▶ Your objective: Copy everything from the line with "Write the Bootstrap" down to the line with "block; margin-top: 10px;", inclusive of both, exactly as written; leave out all pictures.

▶ Data excerpts:

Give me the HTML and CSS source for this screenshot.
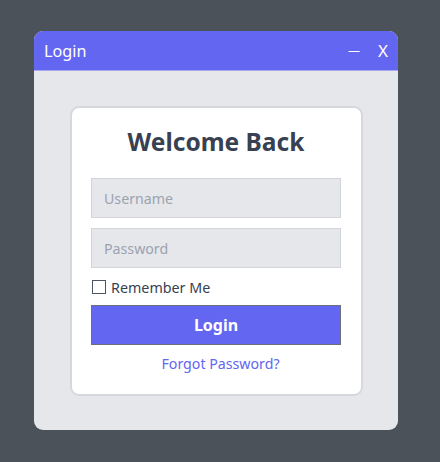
FILE: index.html
```html
<!DOCTYPE html>
<html>
<head>
<meta charset="utf-8">
<link rel="stylesheet" href="styles.css">
</head>
<body>
<div class="window">
  <div class="titlebar">
    <span class="title">Login</span>
    <div class="controls">
      <span class="ctl min">—</span>
      <span class="ctl close">X</span>
    </div>
  </div>
  <div class="body">
    <div class="card">
      <h1 class="heading">Welcome Back</h1>
      <input class="field" type="text" placeholder="Username">
      <input class="field" type="password" placeholder="Password">
      <label class="remember"><span class="box"></span>Remember Me</label>
      <button class="btn">Login</button>
      <a class="forgot">Forgot Password?</a>
    </div>
  </div>
</div>
</body>
</html>
```
FILE: styles.css
```css
* { box-sizing: border-box; }
html, body { margin: 0; padding: 0; }
body {
  background: #4b5259;
  width: 440px;
  height: 462px;
  font-family: "Noto Sans", "Open Sans", sans-serif;
  padding: 31px 0 0 34px;
}
.window {
  width: 364px;
  border-radius: 9px;
  overflow: hidden;
  background: #e5e7eb;
}
.titlebar {
  height: 40px;
  background: #6366f1;
  border-bottom: 1px solid #a5a8ee;
  display: flex;
  align-items: center;
  justify-content: space-between;
  padding: 0 10px 0 10px;
  color: #fff;
}
.title { font-size: 16.2px; }
.controls { display: flex; align-items: center; gap: 18px; }
.ctl { font-size: 17px; line-height: 1; }
.min { font-size: 12px; }
.body { padding: 35px 35px 34px 36px; }
.card {
  background: #fff;
  border: 2px solid #d6d8dd;
  border-radius: 9px;
  padding: 19px 20px 20px 19px;
  display: flex;
  flex-direction: column;
}
.heading {
  margin: 0 0 21px 0;
  text-align: center;
  font-size: 24.5px;
  line-height: 30px;
  font-weight: 700;
  color: #374151;
}
.field {
  height: 40px;
  width: 250px;
  border: 1px solid #d1d5db;
  background: #e5e7eb;
  font-family: inherit;
  font-size: 14.2px;
  padding: 0 12px;
  margin: 0 0 10px 0;
  outline: none;
}
.field::placeholder { color: #9ca3af; }
.remember {
  display: flex;
  align-items: center;
  font-size: 14.3px;
  color: #374151;
  height: 18px;
  margin: 0 0 9px 0;
}
.box {
  width: 14px;
  height: 14px;
  border: 1px solid #4b5563;
  margin: 0 5px 0 1px;
  background: #fff;
}
.btn {
  height: 40px;
  width: 250px;
  background: #6366f1;
  border: 1px solid #6b6f7c;
  color: #fff;
  font-family: inherit;
  font-weight: 700;
  font-size: 16px;
  margin: 0 0 9px 0;
}
.forgot {
  text-align: center;
  color: #6366f1;
  font-size: 14.2px;
  line-height: 20px;
  padding-left: 9px;
}
```
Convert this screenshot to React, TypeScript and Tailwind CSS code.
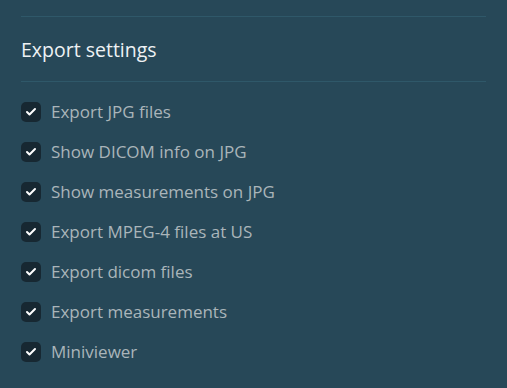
import { Check } from 'lucide-react';

const items = [
  'Export JPG files',
  'Show DICOM info on JPG',
  'Show measurements on JPG',
  'Export MPEG-4 files at US',
  'Export dicom files',
  'Export measurements',
  'Miniviewer',
];

export default function App() {
  return (
    <div className="w-[507px] h-[388px] overflow-hidden bg-[#274858] px-[21px] pt-[16px] font-['Open_Sans',sans-serif]">
      <div className="border-t border-[#2f5869] w-[465px]" />
      <h2 className="text-[19.5px] leading-[28px] text-[#eef2f4] pt-[19px] pb-[17px]">Export settings</h2>
      <div className="border-t border-[#2f5869] w-[465px]" />
      <ul className="flex flex-col gap-[20px] pt-[20px]">
        {items.map((label) => (
          <li key={label} className="flex items-center gap-[10px] h-[20px]">
            <span className="w-[20px] h-[20px] rounded-[5px] bg-[#172832] flex items-center justify-center">
              <Check size={12} strokeWidth={4} className="text-white" />
            </span>
            <span className="text-[17px] leading-[20px] text-[#aab5ba]">{label}</span>
          </li>
        ))}
      </ul>
    </div>
  );
}
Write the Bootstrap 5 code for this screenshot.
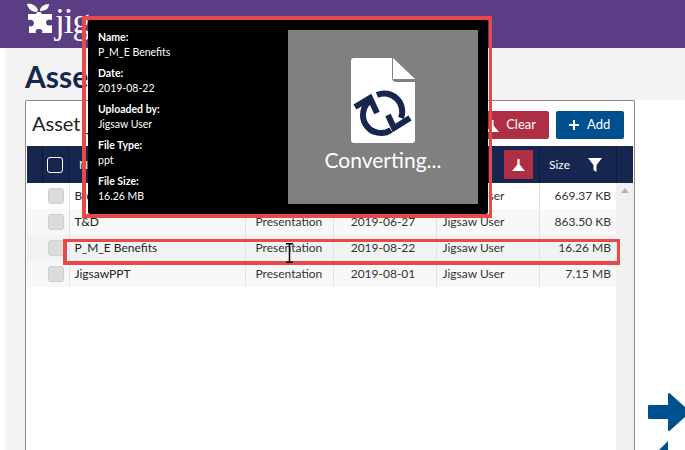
<!DOCTYPE html>
<html lang="en">
<head>
  <meta charset="UTF-8">
  <title>Assets</title>
  <link rel="stylesheet" href="https://cdn.jsdelivr.net/npm/bootstrap@5.3.0/dist/css/bootstrap.min.css">
  <style>
    html, body { height: 450px; overflow: hidden; }
    body { font-family: Lato, "Open Sans", sans-serif; background: #fff; color: #333; position: relative; }

    .top-bar { height: 48px; background: #5a3d82; padding-left: 27px; color: #fff; overflow: hidden; }
    .brand-logo { margin-top: 3px; flex: none; }
    .brand-name { font-family: "Liberation Serif", serif; font-size: 35px; line-height: 44px; margin-left: 2px; letter-spacing: -1px; }

    .page-wrap { margin-left: 5px; background: #f3f3f3; height: 402px; }
    .page-title { height: 52px; margin: 0; padding: 11px 0 0 20px; font-size: 30px; font-weight: 700; color: #16264f; line-height: 34px; }
    .page-row { height: 350px; padding-left: 20px; }
    .side-col { flex: 1; background: #fff; padding: 293px 0 0 13px; overflow: hidden; }
    .arrow-next { display: block; }
    .arrow-prev { display: block; margin-top: 10px; }

    .asset-panel { width: 610px; flex: none; background: #fff; border: 1px solid #8a8a8a; border-bottom: 0; border-radius: 2px 2px 0 0; padding: 0 1px; }
    .panel-head { height: 45px; padding: 10px 9px 0 5px; }
    .panel-name { font-size: 20px; color: #222; line-height: 25px; }
    .act-btn { height: 28px; font-size: 13px; padding: 0 12px; border-radius: 2px; color: #fff; border: 0; display: flex; align-items: center; gap: 7px; }
    .act-clear { background: #b02e44; width: 88px; padding-right: 13px; justify-content: flex-end; }
    .act-add { background: #00508f; width: 68px; margin-left: 7px; }

    .asset-table { table-layout: fixed; width: 589px; margin: 0; font-size: 12px; }
    .asset-table td { height: 26px; padding: 0 5px 0 6px; vertical-align: middle; border: 0; border-right: 1px solid #e2e2e2; color: #333; white-space: nowrap; overflow: hidden; }
    .asset-table tr:nth-child(even) td { background: #f8f8f8; }
    .asset-table tr.row-hover td { background: #f2f2f2; }
    .asset-table td.chk-cell { padding: 0 0 0 21px; }
    .asset-table td.name-cell { padding-left: 5px; color: #222; }
    .asset-table td.type-cell { padding-left: 10px; }
    .asset-table td.date-cell { text-align: center; padding: 0 3px 0 0; }
    .asset-table td.size-cell { text-align: right; padding-right: 5px; border-right: 0; }
    .col-chk { width: 42px; }
    .col-name { width: 176px; }
    .col-type { width: 88px; }
    .col-date, .col-user { width: 103px; }
    .col-size { width: 77px; }

    .head-row { height: 37px; background: #16264f; color: #fff; font-size: 12px; }
    .head-cell { height: 37px; display: flex; align-items: center; border-right: 1px solid #0e1a3a; flex: none; }
    .hc-gap { width: 16px; }
    .hc-chk { width: 26px; padding-left: 4px; }
    .hc-name { width: 176px; padding-left: 10px; }
    .hc-type { width: 88px; }
    .hc-date { width: 103px; }
    .hc-user { width: 104px; padding-right: 6px; justify-content: flex-end; }
    .hc-size { width: 77px; padding-left: 9px; }
    .size-filter { margin-left: auto; margin-right: 14px; }
    .fake-chk { display: block; width: 16px; height: 16px; border-radius: 3px; }
    .fake-chk-head { border: 1px solid #fff; }
    .fake-chk-row { background: #dcdcdc; border: 1px solid #cfcfcf; }
    .filter-red { width: 29px; height: 29px; background: #b02e44; display: flex; align-items: center; justify-content: center; }

    .scroll-rail { width: 18px; flex: none; height: 267px; background: #f0f0f0; padding-top: 5px; }
    .scroll-up { display: block; margin: 0 auto; width: 0; height: 0; border-left: 4px solid transparent; border-right: 4px solid transparent; border-bottom: 5px solid #b5b5b5; }

    /* overlays */
    .preview-tip { position: absolute; left: 88px; top: 20px; width: 400px; height: 194px; background: #000; border-radius: 2px; color: #fff; padding: 10px; font-size: 10.5px; line-height: 15px; }
    .tip-info { width: 190px; margin: 0; padding-top: 0; }
    .tip-info dt { font-weight: 700; margin: 0; }
    .tip-info dd { margin: 0 0 6px; }
    .tip-thumb { width: 190px; height: 174px; background: #808080; color: #fff; font-size: 21px; line-height: 24px; }
    .doc-icon { margin-top: 28px; flex: none; }
    .thumb-label { margin-top: 5px; }
    .mark-box { position: absolute; border: 4px solid #e8484a; pointer-events: none; }
    .mark-tip { left: 82px; top: 16px; width: 410px; height: 202px; border-right-width: 3px; }
    .mark-row { left: 63px; top: 239px; width: 557px; height: 26px; border-width: 3px 3px 4px 4px; }
    .text-cursor { position: absolute; left: 285px; top: 243px; }
  </style>
</head>
<body>

  <!-- top bar -->
  <div class="top-bar d-flex align-items-start">
    <svg class="brand-logo" width="26" height="31" viewBox="0 0 26 31">
      <path fill="#fff" d="M1 11h9c-1-1-1-2 2-2s3 1 2 2h11v6c-2-1-6-1-6 2.500s4 3.500 6 2.500v8H15c1-2 0-4-3-4s-4 2-3 4H2v-7c2 1 5 0 5-3s-3-4-6-3z"/>
      <path fill="#fff" d="M0 1c4-1 9 1 11 6-1 1-1 2-1 2C5 9 1 6 0 1zM13 8c0-4 4-7 9-7 0 5-4 7-9 7z"/>
    </svg>
    <span class="brand-name">jigsaw</span>
  </div>

  <div class="page-wrap">
    <h1 class="page-title">Assets</h1>
    <div class="page-row d-flex">
      <div class="asset-panel">
        <div class="panel-head d-flex align-items-start">
          <span class="panel-name">Asset _</span>
          <button class="act-btn act-clear ms-auto">
            <svg width="13" height="13" viewBox="0 0 13 13"><path fill="#fff" d="M0 13h13L7.600 6.500V1H5.400v5.500z"/></svg>
            Clear
          </button>
          <button class="act-btn act-add">
            <svg width="12" height="12" viewBox="0 0 12 12"><path d="M6 1v10M1 6h10" stroke="#fff" stroke-width="2"/></svg>
            Add
          </button>
        </div>

        <div class="head-row d-flex">
          <div class="head-cell hc-gap"></div>
          <div class="head-cell hc-chk"><span class="fake-chk fake-chk-head"></span></div>
          <div class="head-cell hc-name">Name</div>
          <div class="head-cell hc-type"></div>
          <div class="head-cell hc-date"></div>
          <div class="head-cell hc-user">
            <span class="filter-red">
              <svg width="13" height="13" viewBox="0 0 13 13"><path fill="#fff" d="M0 13h13L7.600 6.500V1H5.400v5.500z"/></svg>
            </span>
          </div>
          <div class="head-cell hc-size">
            Size
            <svg class="size-filter" width="14" height="14" viewBox="0 0 14 14"><path fill="#fff" d="M0 0h14L8.500 7v7L5.500 12V7z"/></svg>
          </div>
        </div>

        <div class="d-flex align-items-start">
          <table class="table asset-table">
            <colgroup>
              <col class="col-chk"><col class="col-name"><col class="col-type">
              <col class="col-date"><col class="col-user"><col class="col-size">
            </colgroup>
            <tbody>
              <tr><td class="chk-cell"><span class="fake-chk fake-chk-row"></span></td><td class="name-cell">Brochure</td><td class="type-cell">Presentation</td><td class="date-cell">2019-06-27</td><td>Jigsaw User</td><td class="size-cell">669.37 KB</td></tr>
              <tr><td class="chk-cell"><span class="fake-chk fake-chk-row"></span></td><td class="name-cell">T&amp;D</td><td class="type-cell">Presentation</td><td class="date-cell">2019-06-27</td><td>Jigsaw User</td><td class="size-cell">863.50 KB</td></tr>
              <tr class="row-hover"><td class="chk-cell"><span class="fake-chk fake-chk-row"></span></td><td class="name-cell">P_M_E Benefits</td><td class="type-cell">Presentation</td><td class="date-cell">2019-08-22</td><td>Jigsaw User</td><td class="size-cell">16.26 MB</td></tr>
              <tr><td class="chk-cell"><span class="fake-chk fake-chk-row"></span></td><td class="name-cell">JigsawPPT</td><td class="type-cell">Presentation</td><td class="date-cell">2019-08-01</td><td>Jigsaw User</td><td class="size-cell">7.15 MB</td></tr>
            </tbody>
          </table>
          <div class="scroll-rail"><span class="scroll-up"></span></div>
        </div>
      </div>

      <div class="side-col">
        <svg class="arrow-next" width="42" height="38" viewBox="0 0 42 38"><path fill="#00508f" stroke="#00508f" stroke-width="2" stroke-linejoin="round" d="M1 13h20V1l20 18-20 18V25H1z"/></svg>
        <svg class="arrow-prev" width="38" height="20" viewBox="0 0 38 20"><path fill="#00508f" d="M20 0v20H0z"/></svg>
      </div>
    </div>
  </div>

  <!-- hover preview -->
  <div class="preview-tip d-flex justify-content-between">
    <dl class="tip-info">
      <dt>Name:</dt><dd>P_M_E Benefits</dd>
      <dt>Date:</dt><dd>2019-08-22</dd>
      <dt>Uploaded by:</dt><dd>Jigsaw User</dd>
      <dt>File Type:</dt><dd>ppt</dd>
      <dt>File Size:</dt><dd>16.26 MB</dd>
    </dl>
    <div class="tip-thumb d-flex flex-column align-items-center">
      <svg class="doc-icon" width="64" height="85" viewBox="0 0 64 85">
        <path fill="#fff" d="M3 0h38v19c0 3 1 5 5 5h18v58c0 2-1 3-3 3H3c-2 0-3-1-3-3V3c0-2 1-3 3-3z"/>
        <path fill="#fff" d="M42 0l22 21H42z"/>
        <g fill="none" stroke="#16264f" stroke-width="6">
          <path d="M20 42A18 18 0 0 0 40 72"/>
          <path d="M26 37A18 18 0 0 1 50 60"/>
          <path d="M4 49l15-9 7 15M59 60L43 70l-6-13"/>
        </g>
      </svg>
      <span class="thumb-label">Converting...</span>
    </div>
  </div>

  <div class="mark-box mark-tip"></div>
  <div class="mark-box mark-row"></div>

  <svg class="text-cursor" width="9" height="20" viewBox="0 0 9 20"><path d="M1 .7h7M1 19.300h7M4.500 1v18" stroke="#000" stroke-width="1.500" fill="none"/></svg>

  <script src="https://cdn.jsdelivr.net/npm/bootstrap@5.3.0/dist/js/bootstrap.bundle.min.js"></script>
</body>
</html>
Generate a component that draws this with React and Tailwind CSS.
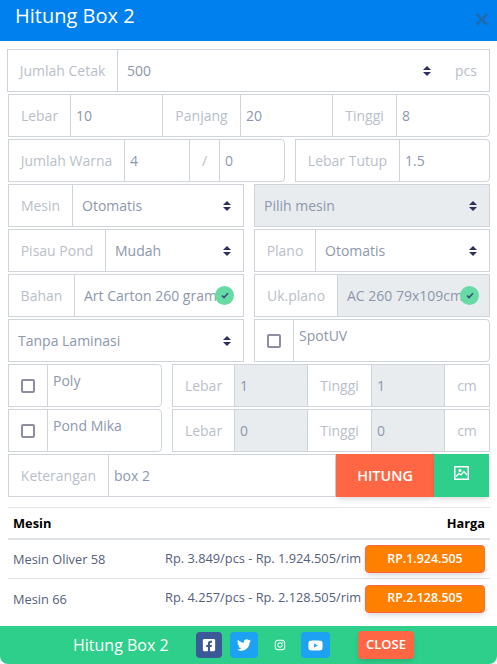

▶ Reply:
Write the Bootstrap 5 code for this screenshot.
<!DOCTYPE html>
<html lang="en">
<head>
  <meta charset="UTF-8">
  <title>Assets</title>
  <link rel="stylesheet" href="https://cdn.jsdelivr.net/npm/bootstrap@5.3.0/dist/css/bootstrap.min.css">
  <style>
    html, body { height: 450px; overflow: hidden; }
    body { font-family: Lato, "Open Sans", sans-serif; background: #fff; color: #333; position: relative; }

    .top-bar { height: 48px; background: #5a3d82; padding-left: 27px; color: #fff; overflow: hidden; }
    .brand-logo { margin-top: 3px; flex: none; }
    .brand-name { font-family: "Liberation Serif", serif; font-size: 35px; line-height: 44px; margin-left: 2px; letter-spacing: -1px; }

    .page-wrap { margin-left: 5px; background: #f3f3f3; height: 402px; }
    .page-title { height: 52px; margin: 0; padding: 11px 0 0 20px; font-size: 30px; font-weight: 700; color: #16264f; line-height: 34px; }
    .page-row { height: 350px; padding-left: 20px; }
    .side-col { flex: 1; background: #fff; padding: 293px 0 0 13px; overflow: hidden; }
    .arrow-next { display: block; }
    .arrow-prev { display: block; margin-top: 10px; }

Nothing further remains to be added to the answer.